[Problem requirements] The records should be repeated word for word, pictures excluded.

[Dataset records]
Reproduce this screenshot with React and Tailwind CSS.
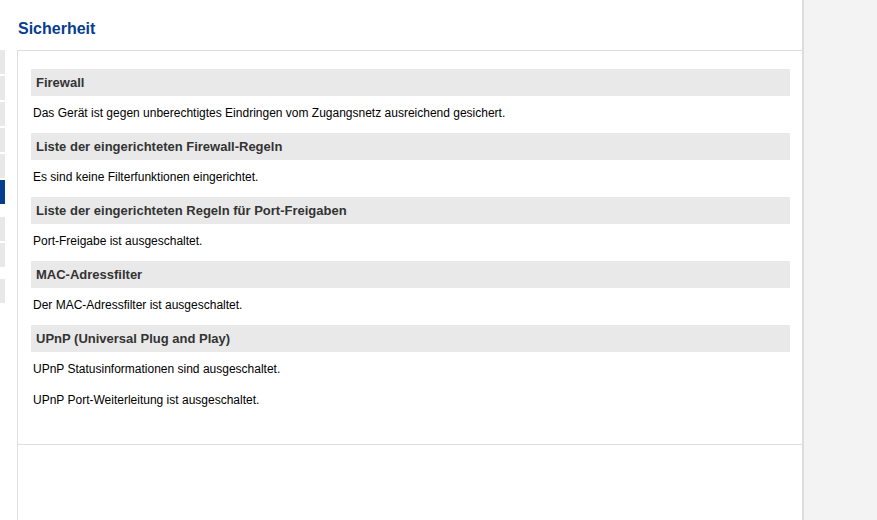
const sections = [
  {
    title: 'Firewall',
    lines: ['Das Gerät ist gegen unberechtigtes Eindringen vom Zugangsnetz ausreichend gesichert.'],
  },
  {
    title: 'Liste der eingerichteten Firewall-Regeln',
    lines: ['Es sind keine Filterfunktionen eingerichtet.'],
  },
  {
    title: 'Liste der eingerichteten Regeln für Port-Freigaben',
    lines: ['Port-Freigabe ist ausgeschaltet.'],
  },
  {
    title: 'MAC-Adressfilter',
    lines: ['Der MAC-Adressfilter ist ausgeschaltet.'],
  },
  {
    title: 'UPnP (Universal Plug and Play)',
    lines: ['UPnP Statusinformationen sind ausgeschaltet.', 'UPnP Port-Weiterleitung ist ausgeschaltet.'],
  },
];

function SideStrip() {
  return (
    <div className="w-[5px] shrink-0 pt-[50px] flex flex-col">
      <div className="h-[24px] bg-[#e8e8e8]" />
      <div className="h-[24px] mt-[2px] bg-[#e8e8e8]" />
      <div className="h-[24px] mt-[2px] bg-[#e8e8e8]" />
      <div className="h-[24px] mt-[2px] bg-[#e8e8e8]" />
      <div className="h-[24px] mt-[2px] bg-[#e8e8e8]" />
      <div className="h-[24px] mt-[2px] bg-[#063d8f]" />
      <div className="h-[24px] mt-[13px] bg-[#e8e8e8]" />
      <div className="h-[24px] mt-[2px] bg-[#e8e8e8]" />
      <div className="h-[24px] mt-[12px] bg-[#e8e8e8]" />
    </div>
  );
}

export default function App() {
  return (
    <div className="flex h-[520px] overflow-hidden bg-white font-['Liberation_Sans',Arial,sans-serif]">
      <SideStrip />
      <main className="w-[799px] shrink-0 pl-[12px] border-r-2 border-[#dddddd] bg-white flex flex-col">
        <h1 className="h-[50px] flex items-center pt-[8px] pl-[1px] text-[16px] font-bold text-[#063d8f]">Sicherheit</h1>
        <section className="border-t border-l border-[#dedede] pt-[18px] pl-[13px] pr-[12px] pb-[37px]">
          {sections.map((s, i) => (
            <div key={s.title} className={i > 0 ? 'mt-[13px]' : ''}>
              <h2 className="h-[27px] flex items-center pl-[5px] bg-[#e9e9e9] text-[13px] font-bold text-[#333333]">
                {s.title}
              </h2>
              {s.lines.map((line, j) => (
                <p key={line} className={`${j > 0 ? 'mt-[17px]' : 'mt-[10px]'} pl-[2px] text-[12px] leading-[14px] text-black`}>
                  {line}
                </p>
              ))}
            </div>
          ))}
        </section>
        <div className="flex-1 border-t border-l border-[#dedede]" />
      </main>
      <div className="flex-1 bg-[#f3f3f3]" />
    </div>
  );
}
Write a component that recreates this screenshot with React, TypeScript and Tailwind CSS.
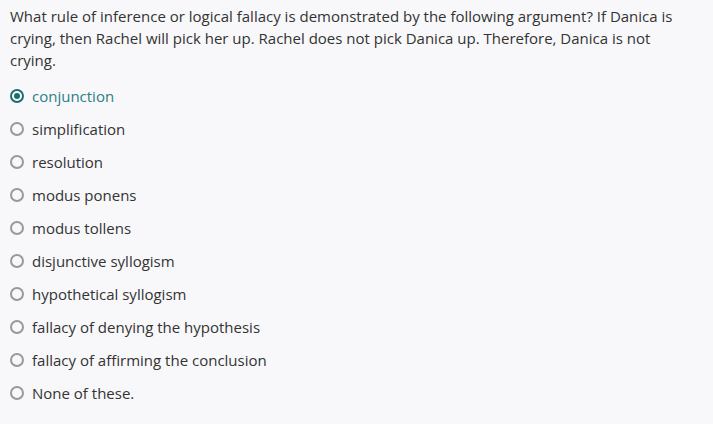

[Full solution]
Reproduce this screenshot with React and Tailwind CSS.
const sections = [
  {
    title: 'Firewall',
    lines: ['Das Gerät ist gegen unberechtigtes Eindringen vom Zugangsnetz ausreichend gesichert.'],
  },
  {
    title: 'Liste der eingerichteten Firewall-Regeln',
    lines: ['Es sind keine Filterfunktionen eingerichtet.'],
  },
  {
    title: 'Liste der eingerichteten Regeln für Port-Freigaben',
    lines: ['Port-Freigabe ist ausgeschaltet.'],
  },
  {
    title: 'MAC-Adressfilter',
    lines: ['Der MAC-Adressfilter ist ausgeschaltet.'],
  },
  {
    title: 'UPnP (Universal Plug and Play)',
    lines: ['UPnP Statusinformationen sind ausgeschaltet.', 'UPnP Port-Weiterleitung ist ausgeschaltet.'],
  },
];

function SideStrip() {
  return (
    <div className="w-[5px] shrink-0 pt-[50px] flex flex-col">
      <div className="h-[24px] bg-[#e8e8e8]" />
      <div className="h-[24px] mt-[2px] bg-[#e8e8e8]" />
      <div className="h-[24px] mt-[2px] bg-[#e8e8e8]" />
      <div className="h-[24px] mt-[2px] bg-[#e8e8e8]" />
      <div className="h-[24px] mt-[2px] bg-[#e8e8e8]" />
      <div className="h-[24px] mt-[2px] bg-[#063d8f]" />
      <div className="h-[24px] mt-[13px] bg-[#e8e8e8]" />
      <div className="h-[24px] mt-[2px] bg-[#e8e8e8]" />
      <div className="h-[24px] mt-[12px] bg-[#e8e8e8]" />
    </div>
  );
}

export default function App() {
  return (
    <div className="flex h-[520px] overflow-hidden bg-white font-['Liberation_Sans',Arial,sans-serif]">
      <SideStrip />
      <main className="w-[799px] shrink-0 pl-[12px] border-r-2 border-[#dddddd] bg-white flex flex-col">
        <h1 className="h-[50px] flex items-center pt-[8px] pl-[1px] text-[16px] font-bold text-[#063d8f]">Sicherheit</h1>
        <section className="border-t border-l border-[#dedede] pt-[18px] pl-[13px] pr-[12px] pb-[37px]">
          {sections.map((s, i) => (
            <div key={s.title} className={i > 0 ? 'mt-[13px]' : ''}>
              <h2 className="h-[27px] flex items-center pl-[5px] bg-[#e9e9e9] text-[13px] font-bold text-[#333333]">
                {s.title}
              </h2>
              {s.lines.map((line, j) => (
                <p key={line} className={`${j > 0 ? 'mt-[17px]' : 'mt-[10px]'} pl-[2px] text-[12px] leading-[14px] text-black`}>
                  {line}
                </p>
              ))}
            </div>
          ))}
        </section>
        <div className="flex-1 border-t border-l border-[#dedede]" />
      </main>
      <div className="flex-1 bg-[#f3f3f3]" />
    </div>
  );
}
Write a component that recreates this screenshot with React, TypeScript and Tailwind CSS.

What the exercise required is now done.